▶ WHAT TO PRODUCE
In the lines below, how many hold the word "components"? Answer only with the number.

▶ MATERIAL PROVIDED
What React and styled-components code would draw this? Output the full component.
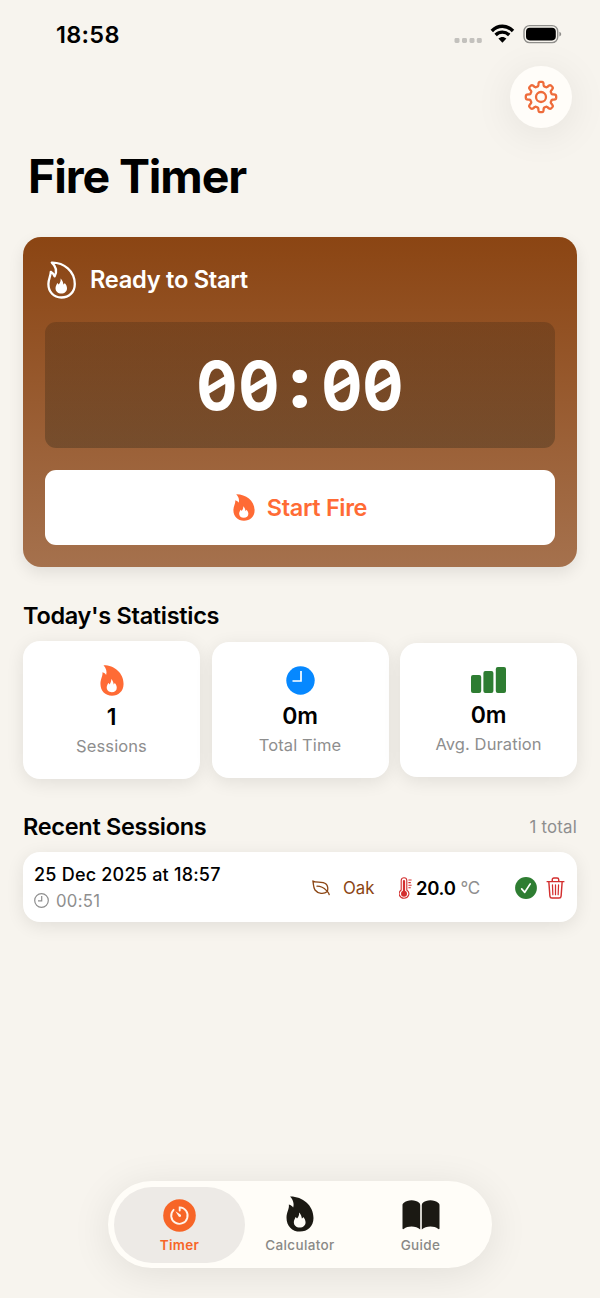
import React from "react";
import styled, { createGlobalStyle } from "styled-components";

const GlobalStyle = createGlobalStyle`
    * {
        box-sizing: border-box;
    }
    body {
        margin: 0;
        background-color: #f7f4ee;
        font-family: Inter, "Liberation Sans", sans-serif;
        color: #000;
    }
`;

const Screen = styled.div`
    width: 600px;
    height: 1298px;
    display: flex;
    flex-direction: column;
    background-color: #f7f4ee;
    overflow: hidden;
`;

const StatusBar = styled.div`
    height: 66px;
    display: flex;
    justify-content: space-between;
    padding: 21px 38px 0 56px;
`;

const Clock = styled.div`
    font-size: 23.5px;
    line-height: 28px;
    font-weight: 600;
    letter-spacing: 0.3px;
`;

const StatusIcons = styled.div`
    display: flex;
    align-items: flex-start;
    svg {
        display: block;
    }
`;

const Toolbar = styled.div`
    height: 62px;
    display: flex;
    justify-content: flex-end;
    padding-right: 28px;
`;

const RoundButton = styled.button`
    width: 62px;
    height: 62px;
    padding: 0;
    border: 0;
    border-radius: 50%;
    background-color: #fffdf9;
    box-shadow: 0 6px 40px rgba(0, 0, 0, 0.08);
    display: flex;
    align-items: center;
    justify-content: center;
`;

const Title = styled.h1`
    margin: 18px 0 0 28px;
    height: 60px;
    font-size: 46.5px;
    line-height: 60px;
    font-weight: 700;
    letter-spacing: -1.1px;
`;

const TimerCard = styled.section`
    margin: 31px 23px 0;
    height: 330px;
    padding: 22px;
    border-radius: 18px;
    background: linear-gradient(#8b4513, #a5714d);
    box-shadow: 0 6px 16px rgba(0, 0, 0, 0.09);
    display: flex;
    flex-direction: column;
`;

const TimerStatus = styled.div`
    height: 42px;
    display: flex;
    align-items: center;
    padding-left: 2px;
    gap: 14px;
    color: #fff;
    font-size: 23.7px;
    line-height: 30px;
    font-weight: 600;
    letter-spacing: -0.3px;
`;

const TimerDisplay = styled.div`
    margin-top: 21px;
    height: 126px;
    border-radius: 11px;
    background: linear-gradient(rgba(35, 25, 15, 0.22), rgba(10, 20, 12, 0.26));
    display: flex;
    align-items: center;
    justify-content: center;
`;

const Digit = styled.span`
    position: relative;
    width: 41.6px;
    display: flex;
    justify-content: center;
    color: #fff;
    font-size: 68px;
    line-height: 80px;
    font-weight: 750;
    transform: scaleX(0.89);

    /* slash inside the zero */
    &::after {
        content: "";
        position: absolute;
        left: 10px;
        right: 10px;
        top: 36px;
        height: 8px;
        background-color: #fff;
        transform: skewY(-28deg);
    }
`;

const Colon = styled.span`
    width: 41.6px;
    display: flex;
    justify-content: center;
    color: #fff;
    font-size: 68px;
    line-height: 80px;
    font-weight: 800;
    transform: translateY(-5px) scale(1.15, 1.06);
`;

const StartButton = styled.button`
    margin-top: 22px;
    height: 75px;
    padding: 0;
    border: 0;
    border-radius: 11px;
    background-color: #fff;
    color: #ff6b35;
    font-family: inherit;
    font-size: 23.5px;
    font-weight: 600;
    letter-spacing: -0.35px;
    display: flex;
    align-items: center;
    justify-content: center;
    gap: 12px;
`;

const SectionHead = styled.div`
    margin: ${(p) => p.$top} 23px 0;
    height: 30px;
    display: flex;
    align-items: center;
    justify-content: space-between;
`;

const SectionTitle = styled.h2`
    margin: 0;
    font-size: 23.5px;
    line-height: 30px;
    font-weight: 600;
    letter-spacing: -0.3px;
`;

const Total = styled.span`
    font-size: 16.8px;
    color: #8e8e8e;
    letter-spacing: 0.2px;
`;

const Stats = styled.div`
    margin: 10px 23px 0;
    height: 138px;
    display: grid;
    grid-template-columns: repeat(3, 1fr);
    gap: 11.5px;
    align-items: center;
`;

const StatCard = styled.div`
    height: ${(p) => p.$height}px;
    padding-top: 23px;
    border-radius: 17px;
    background-color: #fff;
    box-shadow: 0 4px 18px rgba(0, 0, 0, 0.09);
    display: flex;
    flex-direction: column;
    align-items: center;
`;

const StatIcon = styled.div`
    height: ${(p) => p.$height}px;
    display: flex;
    align-items: center;
`;

const StatValue = styled.div`
    margin-top: 6px;
    font-size: 23px;
    line-height: 30px;
    font-weight: 600;
    letter-spacing: -0.2px;
`;

const StatLabel = styled.div`
    margin-top: 3px;
    font-size: 16.5px;
    line-height: 22px;
    color: #8e8e8e;
    letter-spacing: 0.1px;
`;

const SessionRow = styled.div`
    margin: 10px 23px 0;
    height: 70px;
    padding: 1px 12px 0 11px;
    border-radius: 17px;
    background-color: #fff;
    box-shadow: 0 4px 18px rgba(0, 0, 0, 0.09);
    display: flex;
    align-items: center;
    svg {
        display: block;
        flex: none;
    }
`;

const SessionWhen = styled.div`
    width: 278px;
`;

const SessionDate = styled.div`
    font-size: 18px;
    line-height: 26px;
    font-weight: 500;
    letter-spacing: 0.22px;
    white-space: nowrap;
`;

const SessionLength = styled.div`
    display: flex;
    align-items: center;
    gap: 7px;
    font-size: 16.7px;
    line-height: 26px;
    color: #8e8e8e;
    letter-spacing: 0.3px;
`;

const Wood = styled.div`
    width: 86px;
    display: flex;
    align-items: center;
    gap: 12px;
    font-size: 16.8px;
    color: #8b4513;
`;

const Temperature = styled.div`
    width: 117px;
    padding-left: 1px;
    display: flex;
    align-items: center;
    font-size: 18.5px;
    font-weight: 600;
    letter-spacing: -0.3px;
`;

const Degrees = styled.span`
    margin-left: 3px;
`;

const Unit = styled.span`
    margin-left: 5px;
    font-size: 17px;
    font-weight: 400;
    color: #8e8e8e;
`;

const RowActions = styled.div`
    display: flex;
    align-items: center;
    gap: 9px;
`;

const TabBar = styled.nav`
    margin: auto auto 30px;
    width: 384px;
    height: 87px;
    padding: 6px;
    border-radius: 44px;
    background-color: #fffdf8;
    box-shadow: 0 6px 40px rgba(0, 0, 0, 0.09);
    display: flex;
`;

const Tab = styled.a`
    width: ${(p) => p.$width}px;
    height: 76px;
    padding-top: 9px;
    border-radius: 38px;
    background-color: ${(p) => (p.$active ? "#edeae6" : "transparent")};
    color: ${(p) => (p.$active ? "#f76527" : "#8a8986")};
    font-size: 13.5px;
    font-weight: ${(p) => (p.$active ? 600 : 500)};
    letter-spacing: 0.35px;
    display: flex;
    flex-direction: column;
    align-items: center;
`;

const TabIcon = styled.div`
    height: 38px;
    display: flex;
    align-items: ${(p) => p.$align || "center"};
`;

const TabLabel = styled.span`
    margin-top: 1px;
    line-height: 20px;
`;

const flameOuter =
    "M4 0.4C16 0.2 27 9 27 22C27 30.5 21 35.6 13.7 35.6C6 35.6 0.5 30 0.5 21.7C0.5 16 3.4 13 2.8 8.4C4.8 9 6.2 10 7 11.6C8.3 8 7 3.5 4 0.4Z";
const flameOutline =
    "M4 0.6C16 0.4 27 9 27 22C27 30.5 21 35.5 13.6 35.5C6 35.5 0.6 30 0.6 22C0.6 17 3 14 3 9.8C4.8 10.8 6 12.4 6.8 14.4C9.4 9.6 8.3 4.5 4 0.6Z";
const flameInner =
    "M12.8 16.4C14.4 18 15.5 20.2 15.6 22.6C16.2 22.2 16.6 21.6 16.9 20.9C18.4 22.4 19.2 24.4 19.2 26.3C19.2 29.5 16.9 31.6 13.5 31.6C10.1 31.6 7.7 29.3 7.7 26.2C7.7 24.1 8.9 22.7 9.4 21C10.1 21.4 10.5 21.9 10.8 22.6C12.4 20.9 13.1 18.7 12.8 16.4Z";

function Flame({ width, height, color }) {
    return (
        <svg width={width} height={height} viewBox="0 0 27.5 36" preserveAspectRatio="none">
            <path d={flameOuter + flameInner} fill={color} fillRule="evenodd" />
        </svg>
    );
}

function FlameOutline() {
    return (
        <svg width="29" height="38" viewBox="-0.8 -1 29 38">
            <path d={flameOutline} fill="none" stroke="#fff" strokeWidth="2.3" strokeLinejoin="round" />
            <path d={flameInner} fill="#fff" />
        </svg>
    );
}

// eight lobed cog, built from a wave turned round the centre
function Gear() {
    const points = [];
    for (let i = 0; i <= 240; i++) {
        const a = (i / 240) * Math.PI * 2;
        const wave = Math.cos(8 * a);
        const r = 13.1 + (2.1 * Math.tanh(2.6 * wave)) / Math.tanh(2.6);
        points.push(`${(17 + r * Math.sin(a)).toFixed(2)} ${(17 - r * Math.cos(a)).toFixed(2)}`);
    }
    return (
        <svg width="34" height="34" viewBox="0 0 34 34" fill="none" stroke="#ee6b3a" strokeWidth="2.3">
            <path d={`M${points.join("L")}Z`} strokeLinejoin="round" />
            <circle cx="17" cy="17" r="5" />
        </svg>
    );
}

function StatusGlyphs() {
    return (
        <svg width="108" height="23" viewBox="0 0 108 23">
            <g fill="#c3c1bd">
                <rect x="0.5" y="17" width="5" height="5" rx="1.4" />
                <rect x="8" y="17" width="5" height="5" rx="1.4" />
                <rect x="15.5" y="17" width="5" height="5" rx="1.4" />
                <rect x="22.8" y="17" width="5" height="5" rx="1.4" />
            </g>
            <g fill="none" stroke="#000" strokeWidth="3.4">
                <path d="M37.8 10C44 3.7 52.8 3.7 59 10" />
                <path d="M41.6 14C45.6 10.2 51.2 10.2 55.2 14" />
            </g>
            <path d="M44.4 17.6C46.8 15.5 50 15.5 52.4 17.6L48.4 21.7Z" fill="#000" />
            <rect x="70" y="4.6" width="33.7" height="17" rx="5.6" fill="none" stroke="#8f8e8b" strokeWidth="1.4" />
            <rect x="72" y="6.8" width="29.8" height="12.6" rx="3.8" fill="#000" />
            <path d="M105.4 10.8C107.8 11.8 107.8 14.6 105.4 15.5Z" fill="#8f8e8b" />
        </svg>
    );
}

function ClockSolid() {
    return (
        <svg width="29" height="29" viewBox="0 0 29 29">
            <circle cx="14.5" cy="14.5" r="14.2" fill="#0688ff" />
            <path d="M15 5V15H6.5" fill="none" stroke="#fff" strokeWidth="1.7" />
        </svg>
    );
}

function Bars() {
    return (
        <svg width="35" height="26" viewBox="0 0 35 26" fill="#2e7d32">
            <rect x="0" y="8" width="10.2" height="18" rx="2" />
            <rect x="12.4" y="4" width="10" height="22" rx="2" />
            <rect x="24.8" y="0" width="10.2" height="26" rx="2" />
        </svg>
    );
}

function ClockOutline() {
    return (
        <svg width="15" height="15" viewBox="0 0 15 15" fill="none" stroke="#8e8e8e" strokeWidth="1.2">
            <circle cx="7.5" cy="7.5" r="6.8" />
            <path d="M7.7 3V7.8H4" />
        </svg>
    );
}

function Leaf() {
    return (
        <svg width="19" height="16" viewBox="0 0 19 16" fill="none" stroke="#8b4513" strokeWidth="1.3" strokeLinecap="round" strokeLinejoin="round">
            <path d="M0.9 1C4 3.4 10.5 0.6 14 4C16 6 16.2 8.5 15.4 11.6C12 14.2 6 14 3 10C1.2 7.5 1.6 4 0.9 1Z" />
            <path d="M5 6.2C9 6.3 11.5 7.4 14.3 10.4C15.8 12 16.8 12.4 17.2 14.6" />
        </svg>
    );
}

function Thermometer() {
    return (
        <svg width="14" height="22" viewBox="0 0 14 22" fill="none" stroke="#d32f2f">
            <path d="M2.2 13V3.6C2.2 -0.2 7.8 -0.2 7.8 3.6V13C12 16.2 9.2 21.2 5 21.2C0.8 21.2 -2 16.2 2.2 13Z" strokeWidth="1.1" />
            <path d="M5 4V15" strokeWidth="2.2" strokeLinecap="round" />
            <circle cx="5" cy="16.7" r="3" fill="#d32f2f" stroke="none" />
            <path d="M9.4 3H12.6M9.4 5.6H11.8M9.4 8.2H12.6M9.4 10.8H11.8" strokeWidth="1.1" />
        </svg>
    );
}

function Done() {
    return (
        <svg width="22" height="22" viewBox="0 0 23 23">
            <circle cx="11.5" cy="11.5" r="11.4" fill="#2e7d32" />
            <path d="M7 12.4L10.2 16L15.9 7.2" fill="none" stroke="#fff" strokeWidth="1.8" strokeLinecap="round" strokeLinejoin="round" />
        </svg>
    );
}

function Trash() {
    return (
        <svg width="19" height="22" viewBox="0 0 20 23" fill="none" stroke="#d32f2f" strokeWidth="1.5" strokeLinecap="round" strokeLinejoin="round">
            <path d="M1.2 4.8H18.8M3 5L4.1 20C4.2 21.3 5 22 6.2 22H13.8C15 22 15.8 21.3 15.9 20L17 5M6.6 4.6V2.7C6.6 1.6 7.3 1 8.3 1H11.7C12.7 1 13.4 1.6 13.4 2.7V4.6" />
            <path d="M6.8 8.2L7.2 18.6M10 8.2V18.6M13.2 8.2L12.8 18.6" strokeWidth="1.3" />
        </svg>
    );
}

function TimerGlyph() {
    return (
        <svg width="33" height="33" viewBox="0 0 33 33">
            <circle cx="16.5" cy="16.5" r="16.3" fill="#f76527" />
            <path d="M16.7 11.5V8.4A8.2 8.2 0 1 1 10.6 10.8" fill="none" stroke="#fff4ec" strokeWidth="1.9" strokeLinecap="round" />
            <path d="M12.4 12.2L17.5 15.5C19 16.9 17.2 18.9 15.7 17.5Z" fill="#fff4ec" />
        </svg>
    );
}

function Book() {
    return (
        <svg width="38" height="30" viewBox="0 0 38 30" fill="#1b1913">
            <path d="M0.5 5.4C0.5 4.4 0.8 3.8 1.6 3.1C5.6 -0.6 13.6 -0.6 17.4 3.1C18 3.8 18.2 4.4 18.2 5.4V29.4C14.5 25.7 5.6 25.5 2 28.8C1.2 29.5 0.5 29.2 0.5 28.2Z" />
            <path d="M37.5 5.4C37.5 4.4 37.2 3.8 36.4 3.1C32.4 -0.6 24.4 -0.6 20.6 3.1C20 3.8 19.8 4.4 19.8 5.4V29.4C23.5 25.7 32.4 25.5 36 28.8C36.8 29.5 37.5 29.2 37.5 28.2Z" />
        </svg>
    );
}

function App() {
    return (
        <Screen>
            <GlobalStyle />
            <StatusBar>
                <Clock>18:58</Clock>
                <StatusIcons><StatusGlyphs /></StatusIcons>
            </StatusBar>
            <Toolbar>
                <RoundButton aria-label="Settings"><Gear /></RoundButton>
            </Toolbar>
            <Title>Fire Timer</Title>

            <TimerCard>
                <TimerStatus><FlameOutline />Ready to Start</TimerStatus>
                <TimerDisplay>
                    <Digit>0</Digit>
                    <Digit>0</Digit>
                    <Colon>:</Colon>
                    <Digit>0</Digit>
                    <Digit>0</Digit>
                </TimerDisplay>
                <StartButton><Flame width={22} height={27} color="#ff6b35" />Start Fire</StartButton>
            </TimerCard>

            <SectionHead $top="34px">
                <SectionTitle>Today's Statistics</SectionTitle>
            </SectionHead>
            <Stats>
                <StatCard $height={138}>
                    <StatIcon $height={32}><Flame width={24} height={31} color="#ff6b35" /></StatIcon>
                    <StatValue>1</StatValue>
                    <StatLabel>Sessions</StatLabel>
                </StatCard>
                <StatCard $height={136}>
                    <StatIcon $height={30}><ClockSolid /></StatIcon>
                    <StatValue>0m</StatValue>
                    <StatLabel>Total Time</StatLabel>
                </StatCard>
                <StatCard $height={134}>
                    <StatIcon $height={28}><Bars /></StatIcon>
                    <StatValue>0m</StatValue>
                    <StatLabel>Avg. Duration</StatLabel>
                </StatCard>
            </Stats>

            <SectionHead $top="33px">
                <SectionTitle>Recent Sessions</SectionTitle>
                <Total>1 total</Total>
            </SectionHead>
            <SessionRow>
                <SessionWhen>
                    <SessionDate>25 Dec 2025 at 18:57</SessionDate>
                    <SessionLength><ClockOutline />00:51</SessionLength>
                </SessionWhen>
                <Wood><Leaf />Oak</Wood>
                <Temperature><Thermometer /><Degrees>20.0</Degrees><Unit>°C</Unit></Temperature>
                <RowActions><Done /><Trash /></RowActions>
            </SessionRow>

            <TabBar>
                <Tab $width={131} $active>
                    <TabIcon><TimerGlyph /></TabIcon>
                    <TabLabel>Timer</TabLabel>
                </Tab>
                <Tab $width={110}>
                    <TabIcon $align="flex-start"><Flame width={28} height={36} color="#1b1913" /></TabIcon>
                    <TabLabel>Calculator</TabLabel>
                </Tab>
                <Tab $width={131}>
                    <TabIcon><Book /></TabIcon>
                    <TabLabel>Guide</TabLabel>
                </Tab>
            </TabBar>
        </Screen>
    );
}

export default App;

▶ EXERCISE ANSWER
2